6. The method according to claim 5, wherein the step of generating at least one current pulse through the battery comprises generating at least one charge pulse and/or at least one discharge pulse.

7. The method according to claim 6, wherein the step of generating at least one current pulse through the battery comprises generating a current pulse train.

8. The method according to claim 7, wherein the method further comprises verifying a validity of the reference impedance measurement based on an elapsed period of time between the reference impedance measurement and the verification impedance measurement, and performing a further reference impedance measurement when the elapsed period of time exceeds a given time limit.

9. The method according to claim 5, wherein the step of generating at least one current pulse through the battery comprises generating a current pulse train.

10. The method according to claim 6, wherein the method further comprises verifying a validity of the reference impedance measurement based on an elapsed period of time between the reference impedance measurement and the verification impedance measurement, and performing a further reference impedance measurement when the elapsed period of time exceeds a given time limit.

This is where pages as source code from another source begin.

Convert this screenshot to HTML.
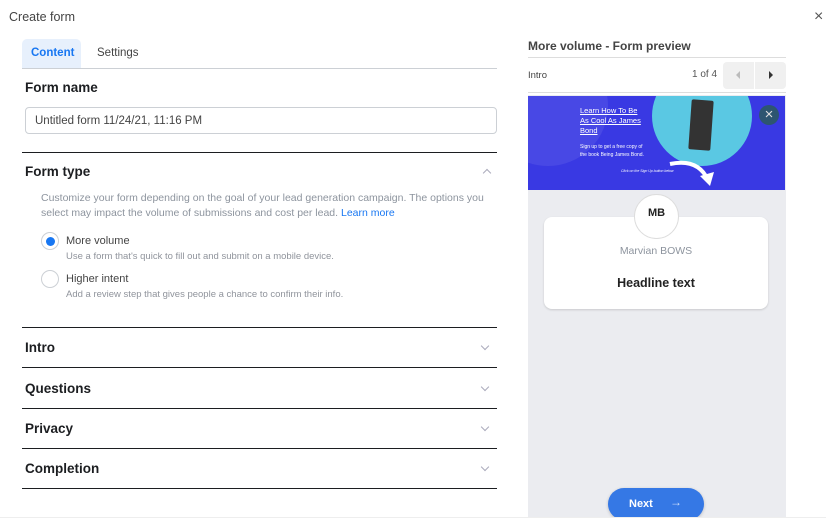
<!DOCTYPE html>
<html><head><style>
*{box-sizing:border-box;margin:0;padding:0}
body{width:826px;height:525px;background:#fff;font-family:"Liberation Sans",sans-serif;position:relative;overflow:hidden;color:#1c1e21}
.a{position:absolute}
.hl{position:absolute;left:22px;width:475px;height:1px;background:#1c1e21}
.sec{position:absolute;left:25px;font-size:13.5px;font-weight:bold;color:#1c1e21}
.chev{position:absolute;left:482px;width:6px;height:6px;border-right:1.3px solid #aab;border-bottom:1.3px solid #aab;transform:rotate(45deg)}
</style></head><body>
<div class="a" style="left:9px;top:10px;font-size:12.5px;color:#444">Create form</div>
<div class="a" style="left:814px;top:8px;font-size:16px;color:#555">×</div>
<div class="a" style="left:22px;top:39px;width:59px;height:29px;background:#e7f0fc;border-radius:5px 5px 0 0"></div>
<div class="a" style="left:31px;top:47px;font-size:11.5px;font-weight:bold;color:#1877f2">Content</div>
<div class="a" style="left:97px;top:47px;font-size:11.5px;color:#444">Settings</div>
<div class="a" style="left:22px;top:68px;width:475px;height:1px;background:#ccd0d5"></div>
<div class="sec" style="top:80px">Form name</div>
<div class="a" style="left:25px;top:107px;width:472px;height:27px;border:1px solid #ccd0d5;border-radius:4px;font-size:11.5px;color:#444;padding:7px 0 0 9px">Untitled form 11/24/21, 11:16 PM</div>
<div class="hl" style="top:152px"></div>
<div class="sec" style="top:164px">Form type</div>
<div class="a" style="left:484px;top:170px;width:6px;height:6px;border-left:1.3px solid #aab;border-top:1.3px solid #aab;transform:rotate(45deg)"></div>
<div class="a" style="left:41px;top:191px;font-size:10.5px;color:#8d949e;line-height:15px;width:450px">Customize your form depending on the goal of your lead generation campaign. The options you select may impact the volume of submissions and cost per lead. <span style="color:#1877f2">Learn more</span></div>
<div class="a" style="left:41px;top:232px;width:18px;height:18px;border:1px solid #ccd0d5;border-radius:50%"><div style="margin:3.5px;width:9px;height:9px;border-radius:50%;background:#1877f2"></div></div>
<div class="a" style="left:66px;top:235px;font-size:11px;color:#444">More volume</div>
<div class="a" style="left:66px;top:251px;font-size:9.5px;color:#90949c">Use a form that's quick to fill out and submit on a mobile device.</div>
<div class="a" style="left:41px;top:270px;width:18px;height:18px;border:1px solid #ccd0d5;border-radius:50%"></div>
<div class="a" style="left:66px;top:273px;font-size:11px;color:#444">Higher intent</div>
<div class="a" style="left:66px;top:289px;font-size:9.5px;color:#90949c">Add a review step that gives people a chance to confirm their info.</div>
<div class="hl" style="top:327px"></div>
<div class="sec" style="top:340px">Intro</div><div class="chev" style="top:343px"></div>
<div class="hl" style="top:367px"></div>
<div class="sec" style="top:381px">Questions</div><div class="chev" style="top:384px"></div>
<div class="hl" style="top:408px"></div>
<div class="sec" style="top:421px">Privacy</div><div class="chev" style="top:424px"></div>
<div class="hl" style="top:448px"></div>
<div class="sec" style="top:461px">Completion</div><div class="chev" style="top:464px"></div>
<div class="hl" style="top:488px"></div>

<div class="a" style="left:528px;top:39px;font-size:12px;font-weight:bold;color:#444">More volume - Form preview</div>
<div class="a" style="left:528px;top:57px;width:258px;height:1px;background:#ddd"></div>
<div class="a" style="left:528px;top:70px;font-size:9.5px;color:#444">Intro</div>
<div class="a" style="left:692px;top:69px;font-size:10px;color:#555">1 of 4</div>
<div class="a" style="left:723px;top:62px;width:31px;height:27px;background:#f0f0f0;border-radius:4px 0 0 4px"></div>
<div class="a" style="left:755px;top:62px;width:31px;height:27px;background:#f0f0f0;border-radius:0 4px 4px 0"></div>
<div class="a" style="left:736px;top:71px;width:0;height:0;border-top:4px solid transparent;border-bottom:4px solid transparent;border-right:4px solid #bbb"></div>
<div class="a" style="left:769px;top:71px;width:0;height:0;border-top:4px solid transparent;border-bottom:4px solid transparent;border-left:4px solid #333"></div>
<div class="a" style="left:528px;top:92px;width:258px;height:1px;background:#ddd"></div>
<div class="a" style="left:528px;top:95px;width:258px;height:425px;background:#ebecf0"></div>
<div class="a" style="left:528px;top:96px;width:257px;height:94px;background:#3939e3;overflow:hidden">
 <div class="a" style="left:-40px;top:-50px;width:120px;height:120px;border-radius:50%;background:rgba(255,255,255,.08)"></div>
 <div class="a" style="left:124px;top:-30px;width:100px;height:100px;border-radius:50%;background:#5ac8e3"></div>
 <div class="a" style="left:162px;top:4px;width:22px;height:50px;background:#333;border-radius:2px;transform:rotate(4deg)"></div>
 <div class="a" style="left:52px;top:10px;font-size:7.5px;color:#fff;line-height:10px;text-decoration:underline">Learn How To Be<br>As Cool As James<br>Bond</div>
 <div class="a" style="left:52px;top:47px;font-size:5px;color:#fff;line-height:8px">Sign up to get a free copy of<br>the book Being James Bond.</div>
 <div class="a" style="left:93px;top:73px;font-size:3.5px;color:#fff;font-style:italic">Click on the Sign Up button below</div>
 <svg class="a" style="left:140px;top:60px" width="50" height="34"><path d="M2 8 Q30 2 40 24" stroke="#fff" stroke-width="4" fill="none"/><path d="M32 20 L42 30 L46 16 Z" fill="#fff"/></svg>
 <div class="a" style="left:231px;top:9px;width:20px;height:20px;border-radius:50%;background:#2d5570;color:#ddd;font-size:15px;line-height:19px;text-align:center">×</div>
</div>
<div class="a" style="left:544px;top:217px;width:224px;height:92px;background:#fff;border-radius:8px;box-shadow:0 1px 2px rgba(0,0,0,.15)"></div>
<div class="a" style="left:634px;top:194px;width:45px;height:45px;border-radius:50%;background:#fff;border:1px solid #ddd;font-size:11px;font-weight:bold;text-align:center;line-height:36px;color:#222">MB</div>
<div class="a" style="left:544px;top:245px;width:224px;text-align:center;font-size:10.5px;color:#8d949e">Marvian BOWS</div>
<div class="a" style="left:544px;top:276px;width:224px;text-align:center;font-size:12.5px;font-weight:bold;color:#222">Headline text</div>
<div class="a" style="left:608px;top:488px;width:96px;height:32px;border-radius:16px;background:#3578e5;box-shadow:0 1px 3px rgba(0,0,0,.2)"></div>
<div class="a" style="left:629px;top:498px;font-size:11px;font-weight:bold;color:#fff">Next</div>
<div class="a" style="left:670px;top:495px;font-size:12px;color:#cfe0fa">→</div>
<div class="a" style="left:0;top:517px;width:826px;height:8px;background:#fff;border-top:1px solid #eee"></div>
</body></html>
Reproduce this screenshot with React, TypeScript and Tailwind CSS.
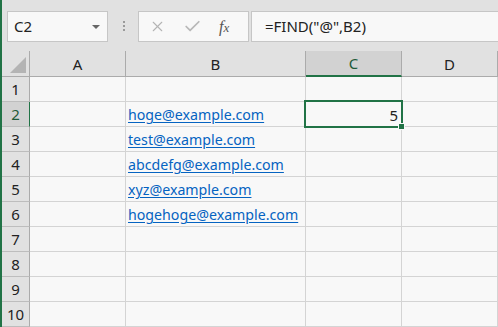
import { X, Check } from "lucide-react"

const cols = ["A", "B", "C", "D"]
const emails: Record<number, string> = {
  2: "hoge@example.com",
  3: "test@example.com",
  4: "abcdefg@example.com",
  5: "xyz@example.com",
  6: "hogehoge@example.com",
}

const font = { fontFamily: '"Noto Sans", "Noto Sans CJK JP", sans-serif' }

export default function App() {
  const rows = Array.from({ length: 10 }, (_, i) => i + 1)

  return (
    <div className="flex h-[327px] w-[498px] flex-col overflow-hidden border-l-2 border-[#217346] bg-[#e1e1e1]" style={font}>
      {/* formula bar */}
      <div className="flex h-[51px] shrink-0 items-start pt-[11px]">
        <div className="ml-[5px] flex h-[31px] w-[101px] items-center justify-between border border-[#c6c6c6] bg-[#f8f8f8] pl-[6px] pr-[7px]">
          <span className="text-[15px] text-[#222]">C2</span>
          <span className="h-0 w-0 border-x-[4px] border-t-[4px] border-x-transparent border-t-[#666]" />
        </div>
        <div className="ml-[15px] mt-[10px] flex flex-col gap-[2px]">
          <span className="h-[2px] w-[2px] bg-[#9a9a9a]" />
          <span className="h-[2px] w-[2px] bg-[#9a9a9a]" />
          <span className="h-[2px] w-[2px] bg-[#9a9a9a]" />
        </div>
        <div className="ml-[13px] flex h-[31px] w-[111px] items-center border border-[#c6c6c6] bg-[#f8f8f8]">
          <X size={17} strokeWidth={1.5} className="ml-[10px] text-[#b4b4b4]" />
          <Check size={19} strokeWidth={2.2} className="ml-[17px] text-[#b8b8b8]" />
          <span className="ml-[17px] text-[16px] italic text-[#555]" style={{ fontFamily: '"Liberation Serif", serif' }}>
            f<span className="text-[13px]">x</span>
          </span>
        </div>
        <div className="ml-[2px] flex h-[31px] flex-1 items-center border border-r-0 border-[#c6c6c6] bg-[#f8f8f8] pl-[13px] text-[15px] text-[#222]">
          =FIND("@",B2)
        </div>
      </div>

      {/* sheet grid */}
      <div className="grid grid-cols-[28px_96px_180px_96px_96px] grid-rows-[26px_repeat(10,25px)] text-[15px] text-[#222]">
        <div className="relative border-b border-r border-[#ababab] bg-[#e1e1e1]">
          <span className="absolute bottom-[3px] right-[3px] h-0 w-0 border-b-[16px] border-l-[16px] border-b-[#b4b4b4] border-l-transparent" />
        </div>
        {cols.map((c) => (
          <div
            key={c}
            className={`flex items-center justify-center border-r border-[#ababab] pt-[1px] ${
              c === "C" ? "border-b-2 border-b-[#217346] bg-[#d2d2d2] text-[#1e5a38]" : "border-b bg-[#e1e1e1]"
            }`}
          >
            {c}
          </div>
        ))}

        {rows.map((r) => (
          <Row key={r} r={r} />
        ))}
      </div>
    </div>
  )
}

function Row({ r }: { r: number }) {
  const sel = r === 2
  return (
    <>
      <div
        className={`flex items-center justify-center border-b border-[#bdbdbd] ${
          sel ? "border-r border-r-[#217346] bg-[#d2d2d2] text-[#1e5a38]" : "border-r border-r-[#ababab] bg-[#e1e1e1]"
        }`}
      >
        {r}
      </div>
      <div className="border-b border-r border-[#d4d4d4] bg-[#f8f8f8]" />
      <div className="flex items-center overflow-visible whitespace-nowrap border-b border-r border-[#d4d4d4] bg-[#f8f8f8] pl-[2px] pt-[2px] text-[14.2px]">
        {emails[r] && <span className="text-[#0563c1] underline underline-offset-2">{emails[r]}</span>}
      </div>
      <div className="relative flex items-center justify-end border-b border-r border-[#d4d4d4] bg-[#f8f8f8] pr-[3px] pt-[2px]">
        {sel && (
          <>
            <span>5</span>
            <span className="pointer-events-none absolute -left-[2px] -top-[2px] z-10 h-[28px] w-[99px] border-2 border-[#217346]" />
            <span className="absolute left-[92px] top-[21px] z-20 h-[7px] w-[7px] border border-[#f8f8f8] bg-[#217346]" />
          </>
        )}
      </div>
      <div className="border-b border-r border-[#d4d4d4] bg-[#f8f8f8]" />
    </>
  )
}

11. The method according to claim 1, wherein the method further comprises verifying a validity of the reference impedance measurement based on an elapsed period of time between the reference impedance measurement and the verification impedance measurement, and performing a further reference impedance measurement when the elapsed period of time exceeds a given time limit.

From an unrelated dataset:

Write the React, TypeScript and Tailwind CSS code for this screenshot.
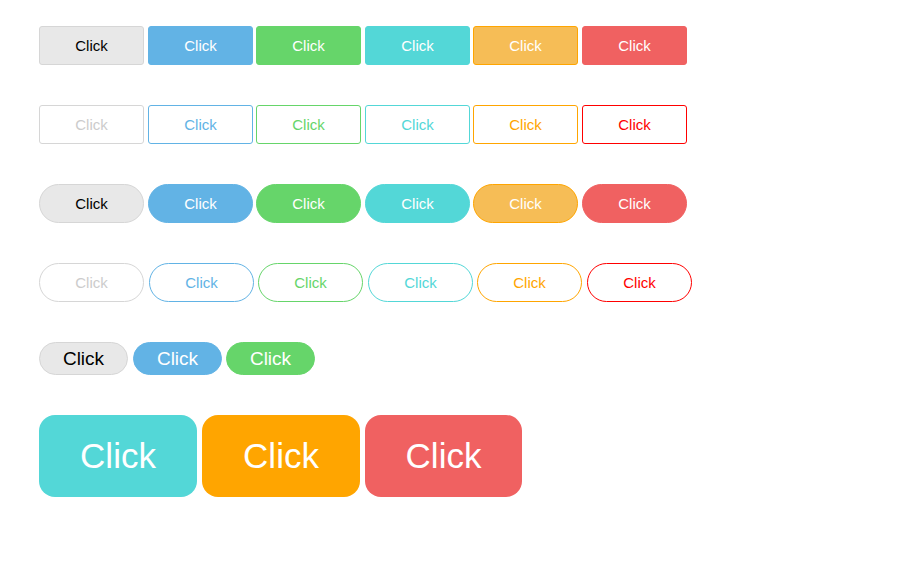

12. The method according to claim 1, wherein the step of identifying a sequence of individual battery blocks with a correlated change of measured impedance compared to another sequence of individual battery blocks along the at least one string comprises determining a change of measured impedance individually for each individual battery block.

13. The method according to claim 12, wherein the step of identifying a sequence of individual battery blocks with a correlated change of measured impedance compared to another sequence of individual battery blocks along the at least one string comprises performing a change detection algorithm or a signal segmentation algorithm.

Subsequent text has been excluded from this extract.